A top Tibetan monk who is seen as a potential successor to the Dalai Lama is to be prosecuted for money-laundering after an Indian court overturned a decision to drop charges, police said Thursday.

At a hearing on Wednesday at the Himachal Pradesh High Court, a judge issued an order for authorities to open criminal proceedings against Karmapa Urgyen Trinley over the recovery of around $1 million in foreign currency during a raid on his Buddhist monastery four years ago.

Although criminal conspiracy charges were filed in the aftermath of the raid, a district court had dismissed the case in 2012 in a verdict that was later appealed and the subject of Wednesday’s hearing.

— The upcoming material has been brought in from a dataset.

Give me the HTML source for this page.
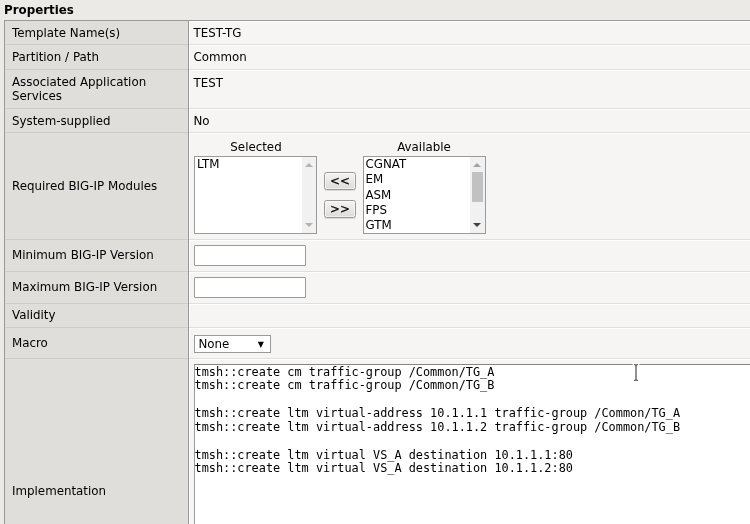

“The impugned order of May 21, 2012, passed by the judicial magistrate of Una is quashed and dismissed,” Judge Sureshwar Thakur said in his judgement, a copy which has been obtained by AFP.

Local police chief Anupam Sharma confirmed that the first step in bringing a prosecution had begun.

“We have already filed a chargesheet in the court against him,” Sharma told AFP, meaning that police have filed an outline of the evidence against the accused with the court.

The case dates back to a raid in January 2011 on a monastery in the Himalayan town of Dharamshala in which investigators say stacks of bank notes from 26 different currencies were recovered, including more than $100,000 worth of Chinese yuan.

The raid came after two people were pulled over by police in a car containing large amounts of cash. During interrogations, the pair said the money was meant for a land deal involving a trust headed by Trinley.

The 30-year-old Trinley has denied any wrongdoing, saying the bank notes found in the monastery were donations from devotees which had accumulated over the years and that he had no involvement in the land deal.

The monk is revered by followers as the 17th incarnation of the head of the Karma Kagyu lineage, one of the four major schools of Tibetan Buddhism.

He fled Tibet at the turn of the century at the age of 14, reaching India after an eight-day journey by foot and horseback over the Himalayas.

Since fleeing, he has mainly lived at the Gyuto Monastery in Dharamshala, the northern Indian hill station that is the seat of the Tibetan government in exile.

Trinley is recognised by both China and the Dalai Lama as the reincarnation of the Karmapa Lama, head of the Karma Kagyu lineage, one of Tibetan Buddhism’s four major schools.

He is seen as as having the highest profile of a cast of young lamas who could succeed the Dalai Lama who has just turned 80.

His appearances with the Dalai Lama have fuelled speculation he is being groomed as the Nobel peace laureate’s spiritual successor.

His spokesperson Kunzang Chungyalpa said Trinley has great faith in India’s judicial system.

“He strongly believes truth will prevail at the end,” he told AFP.